**MATERIAL**.
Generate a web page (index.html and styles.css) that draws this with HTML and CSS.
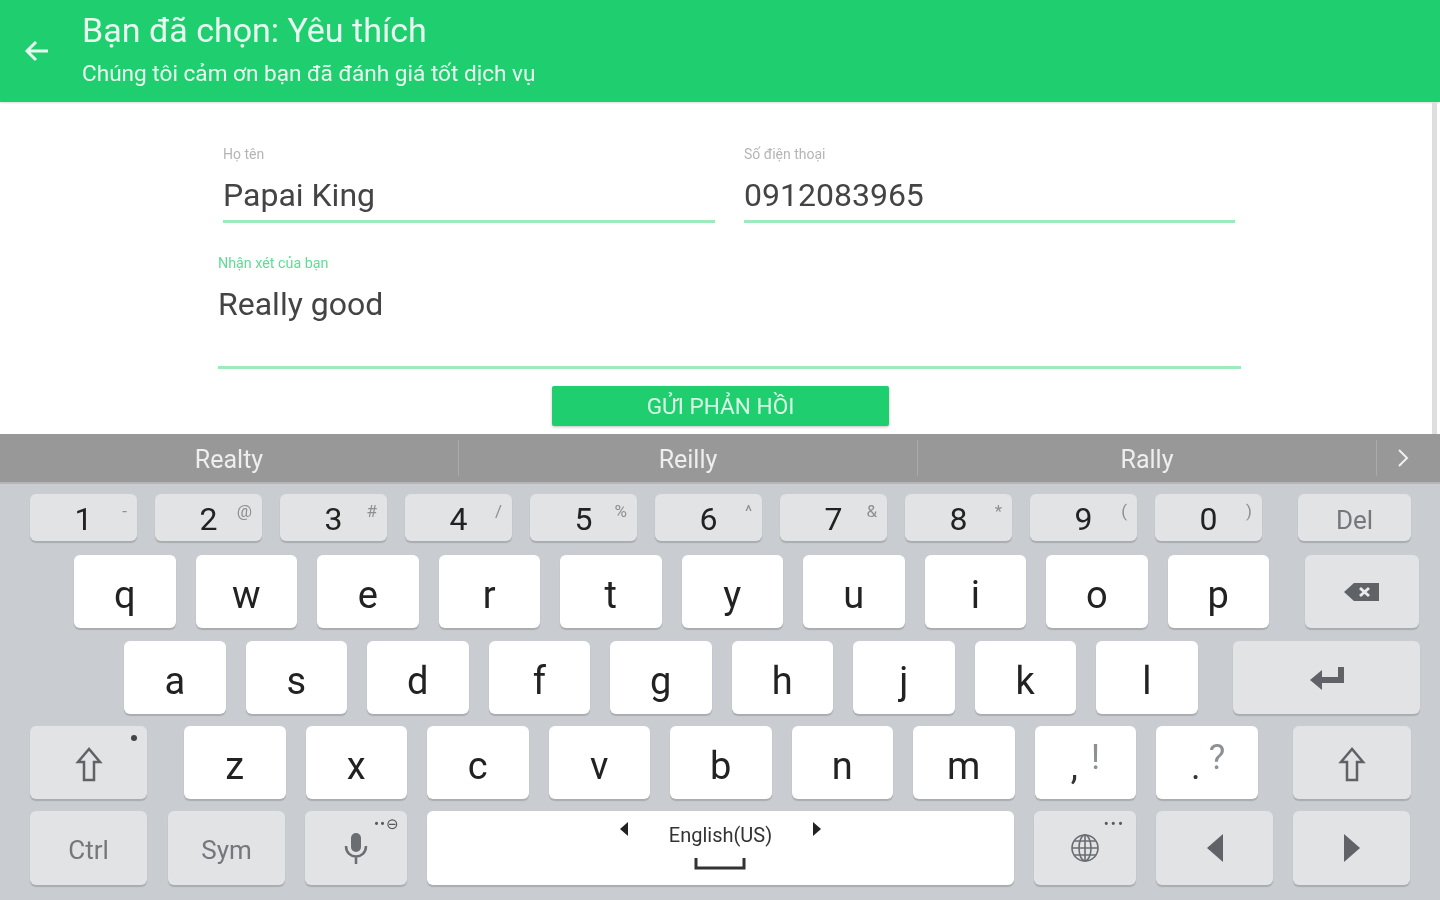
FILE: index.html
```html
<!DOCTYPE html>
<html lang="en">
<head>
    <meta charset="UTF-8">
    <meta name="viewport" content="width=device-width, initial-scale=1.0">
    <title>Phan hoi</title>
    <link rel="stylesheet" href="styles.css">
</head>
<body>
    <header class="appbar">
        <svg class="back" viewBox="0 0 28 28" width="28" height="28">
            <path d="M25 14H4M13 5l-9 9 9 9" fill="none" stroke="#e6f9ee" stroke-width="3"/>
        </svg>
        <div class="appbar-text">
            <h1>Bạn đã chọn: Yêu thích</h1>
            <p>Chúng tôi cảm ơn bạn đã đánh giá tốt dịch vụ</p>
        </div>
    </header>

    <main class="form">
        <div class="form-row">
            <div class="field">
                <label>Họ tên</label>
                <div class="value">Papai King</div>
            </div>
            <div class="field">
                <label>Số điện thoại</label>
                <div class="value">0912083965</div>
            </div>
        </div>
        <div class="field field-wide">
            <label>Nhận xét của bạn</label>
            <div class="value">Really good</div>
        </div>
        <button class="send">GỬI PHẢN HỒI</button>
    </main>

    <section class="keyboard">
        <div class="suggest">
            <span class="word">Realty</span>
            <span class="word">Reilly</span>
            <span class="word">Rally</span>
            <span class="more">
                <svg viewBox="0 0 14 22" width="14" height="22"><path d="M3 3l8 8-8 8" fill="none" stroke="#f0f0f0" stroke-width="2"/></svg>
            </span>
        </div>

        <div class="keys">
            <div class="row row-num">
                <div class="key num">1<sup>-</sup></div>
                <div class="key num">2<sup>@</sup></div>
                <div class="key num">3<sup>#</sup></div>
                <div class="key num">4<sup>/</sup></div>
                <div class="key num">5<sup>%</sup></div>
                <div class="key num">6<sup>^</sup></div>
                <div class="key num">7<sup>&amp;</sup></div>
                <div class="key num">8<sup>*</sup></div>
                <div class="key num">9<sup>(</sup></div>
                <div class="key num">0<sup>)</sup></div>
                <div class="key fn label del">Del</div>
            </div>
            <div class="row row-q">
                <div class="key">q</div>
                <div class="key">w</div>
                <div class="key">e</div>
                <div class="key">r</div>
                <div class="key">t</div>
                <div class="key">y</div>
                <div class="key">u</div>
                <div class="key">i</div>
                <div class="key">o</div>
                <div class="key">p</div>
                <div class="key fn backspace">
                    <svg viewBox="0 0 38 22" width="38" height="22">
                        <path d="M1 11L11 2h25v18H11z" fill="#5f6266"/>
                        <path d="M17 7l9 8M26 7l-9 8" stroke="#e9eaec" stroke-width="3"/>
                    </svg>
                </div>
            </div>
            <div class="row row-a">
                <div class="key">a</div>
                <div class="key">s</div>
                <div class="key">d</div>
                <div class="key">f</div>
                <div class="key">g</div>
                <div class="key">h</div>
                <div class="key">j</div>
                <div class="key">k</div>
                <div class="key">l</div>
                <div class="key fn enter">
                    <svg viewBox="0 0 36 26" width="36" height="26">
                        <path d="M32 2v13H12" fill="none" stroke="#5f6266" stroke-width="6"/>
                        <path d="M1 15L13 5v20z" fill="#5f6266"/>
                    </svg>
                </div>
            </div>
            <div class="row row-z">
                <div class="key fn shift">
                    <svg viewBox="0 0 28 36" width="28" height="36"><path d="M14 2L3 15h6v18h10V15h6z" fill="none" stroke="#5f6266" stroke-width="2.5"/></svg>
                    <span class="dot"></span>
                </div>
                <div class="key">z</div>
                <div class="key">x</div>
                <div class="key">c</div>
                <div class="key">v</div>
                <div class="key">b</div>
                <div class="key">n</div>
                <div class="key">m</div>
                <div class="key punct">,<sup>!</sup></div>
                <div class="key punct">.<sup>?</sup></div>
                <div class="key fn shift shift-right">
                    <svg viewBox="0 0 28 36" width="28" height="36"><path d="M14 2L3 15h6v18h10V15h6z" fill="none" stroke="#5f6266" stroke-width="2.5"/></svg>
                </div>
            </div>
            <div class="row row-bottom">
                <div class="key fn wide label ctrl">Ctrl</div>
                <div class="key fn wide label">Sym</div>
                <div class="key fn">
                    <svg viewBox="0 0 24 34" width="24" height="34">
                        <rect x="7" y="2" width="10" height="19" rx="5" fill="#6a6d71"/>
                        <path d="M2 15c0 14 20 14 20 0M12 25v8" fill="none" stroke="#6a6d71" stroke-width="2.5"/>
                    </svg>
                    <span class="hint">••⊖</span>
                </div>
                <div class="key space">
                    <svg class="lang-arrow" viewBox="0 0 8 14" width="8" height="14"><path d="M8 0v14L0 7z" fill="#222"/></svg>
                    <div class="lang">
                        <span>English(US)</span>
                        <svg viewBox="0 0 52 14" width="52" height="14"><path d="M2 1v10h48V1" fill="none" stroke="#333" stroke-width="3"/></svg>
                    </div>
                    <svg class="lang-arrow" viewBox="0 0 8 14" width="8" height="14"><path d="M0 0v14l8-7z" fill="#222"/></svg>
                </div>
                <div class="key fn">
                    <svg viewBox="0 0 30 30" width="30" height="30" fill="none" stroke="#6a6d71" stroke-width="1.6">
                        <circle cx="15" cy="15" r="13"/>
                        <ellipse cx="15" cy="15" rx="6" ry="13"/>
                        <path d="M15 2v26M2 15h26M4 8h22M4 22h22"/>
                    </svg>
                    <span class="hint hint-dots">•••</span>
                </div>
                <div class="key fn wide">
                    <svg viewBox="0 0 16 28" width="16" height="28"><path d="M16 0v28L0 14z" fill="#5f6266"/></svg>
                </div>
                <div class="key fn wide">
                    <svg viewBox="0 0 16 28" width="16" height="28"><path d="M0 0v28l16-14z" fill="#5f6266"/></svg>
                </div>
            </div>
        </div>
    </section>
</body>
</html>
```

FILE: styles.css
```css
/* Page */
html, body {
    height: 100%;
}

body {
    margin: 0;
    height: 900px;
    overflow: hidden;
    display: flex;
    flex-direction: column;
    background-color: #fff;
    font-family: Roboto, "Noto Sans", sans-serif;
    filter: blur(0.5px); /* reference is a soft, upscaled capture */
}

/* Green bar */
.appbar {
    height: 102px;
    flex: none;
    display: flex;
    align-items: center;
    background-color: #1fcf6f;
    box-shadow: 0 1px 2px rgba(0, 0, 0, 0.15);
    color: #e9fbf0;
    box-sizing: border-box;
    padding-left: 23px;
}

.back {
    margin-right: 31px;
}

.appbar h1 {
    margin: -5px 0 0;
    font-size: 34px;
    font-weight: 400;
    line-height: 40px;
}

.appbar p {
    margin: 10px 0 0;
    font-size: 22.6px;
    line-height: 28px;
}

/* Form */
.form {
    flex: 1;
    box-sizing: border-box;
    padding: 41px 0 0 218px;
    margin-right: 3px;
    border-right: 5px solid #dedede;
}

.form-row {
    display: flex;
    gap: 29px;
    padding-left: 5px;
}

.field {
    width: 492px;
}

.field + .field {
    width: 491px;
}

.field label {
    display: block;
    font-size: 14px;
    line-height: 22px;
    color: #b5b5b5;
}

.value {
    font-size: 32px;
    line-height: 38px;
    margin-top: 11px;
    padding-bottom: 6px;
    color: #444;
    border-bottom: 3px solid #9debbc;
}

.field-wide {
    width: 1023px;
    margin-top: 29px;
}

.field-wide label {
    font-size: 14.3px;
    color: #5fdc94;
}

.field-wide .value {
    height: 75px;
    margin-top: 11px;
}

.send {
    display: block;
    width: 337px;
    height: 40px;
    margin: 17px 0 0 334px;
    padding: 0;
    border: none;
    border-radius: 2px;
    background-color: #1fcf6f;
    box-shadow: 0 1px 3px rgba(0, 0, 0, 0.25);
    color: #d9f7e5;
    font-family: inherit;
    font-size: 22.6px;
}

/* Keyboard */
.keyboard {
    flex: none;
    height: 466px;
    background-color: #c9ccd0;
}

.suggest {
    height: 50px;
    display: flex;
    align-items: center;
    background-color: #989898;
    border-bottom: 2px solid #b4b6b9;
    box-sizing: border-box;
    color: #eeeeee;
    font-size: 25px;
}

.word {
    width: 458px;
    height: 36px;
    line-height: 40px;
    text-align: center;
    border-right: 1px solid #aaaaaa;
}

.more {
    flex: 1;
    display: flex;
    justify-content: center;
    padding-right: 11px;
}

.keys {
    padding-top: 10px;
}

.row {
    display: flex;
    gap: 20px;
    margin-bottom: 12px;
}

/* Keys */
.key {
    position: relative;
    width: 101.5px;
    height: 73px;
    flex: none;
    display: flex;
    align-items: center;
    justify-content: center;
    box-sizing: border-box;
    padding-top: 6px;
    border-radius: 6px;
    background-color: #fff;
    box-shadow: 0 2px 1px #a9acb0;
    color: #222;
    font-size: 38px;
}

.fn {
    padding-top: 0;
    background-color: #e1e3e5;
    color: #74777b;
    font-size: 26px;
}

.label {
    padding-top: 4px;
}

.row-num {
    height: 47px;
    gap: 18px;
    padding-left: 30px;
    margin-bottom: 14px;
}

.num {
    width: 107px;
    height: 47px;
    padding-top: 2px;
    background-color: #e1e3e5;
    font-size: 32px;
}

.num sup {
    position: absolute;
    top: 7px;
    right: 10px;
    font-size: 17px;
    line-height: 20px;
    color: #8d9094;
}

.del {
    width: 113px;
    height: 47px;
    margin-left: 18px;
}

.row-q {
    padding-left: 74px;
    margin-bottom: 13px;
}

.backspace {
    width: 114px;
    margin-left: 16px;
}

.row-a {
    padding-left: 124px;
}

.enter {
    width: 187px;
    margin-left: 15.5px;
}

.row-z {
    padding-left: 30px;
}

.shift {
    width: 117px;
    margin-right: 17px;
    padding-top: 5px;
}

.shift-right {
    width: 118px;
    margin: 0 0 0 15.5px;
}

.dot {
    position: absolute;
    top: 9px;
    right: 10px;
    width: 6px;
    height: 6px;
    border-radius: 50%;
    background-color: #444;
}

.punct {
    font-size: 36px;
    color: #333;
    padding: 8px 22px 0 0;
}

.punct sup {
    position: absolute;
    top: 11px;
    left: 61px;
    transform: translateX(-50%);
    font-size: 35px;
    line-height: 42px;
    color: #8d9094;
}

.row-bottom {
    padding-left: 30px;
    margin-bottom: 0;
}

.row-bottom .key {
    height: 74px;
    width: 102px;
}

.row-bottom .wide {
    width: 117px;
}

.row-bottom .ctrl {
    margin-right: 1px;
}

.hint {
    position: absolute;
    top: 4px;
    right: 7px;
    font-size: 15px;
    letter-spacing: 1px;
    color: #55585c;
}

.hint-dots {
    right: 11px;
    letter-spacing: 2px;
}

.row-bottom .space {
    width: 587px;
    gap: 41px;
    align-items: flex-start;
    padding-top: 10px;
}

.lang {
    display: flex;
    flex-direction: column;
    align-items: center;
    font-size: 20px;
    color: #333;
    line-height: 28px;
}

.lang svg {
    margin-top: 8px;
}

.lang-arrow {
    margin-top: 1px;
}
```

**AIM**.
Tally up how many lines in the preceding listing contain the word "styles". Give nothing but the number.

**RESULT OF THE EXERCISE**.
3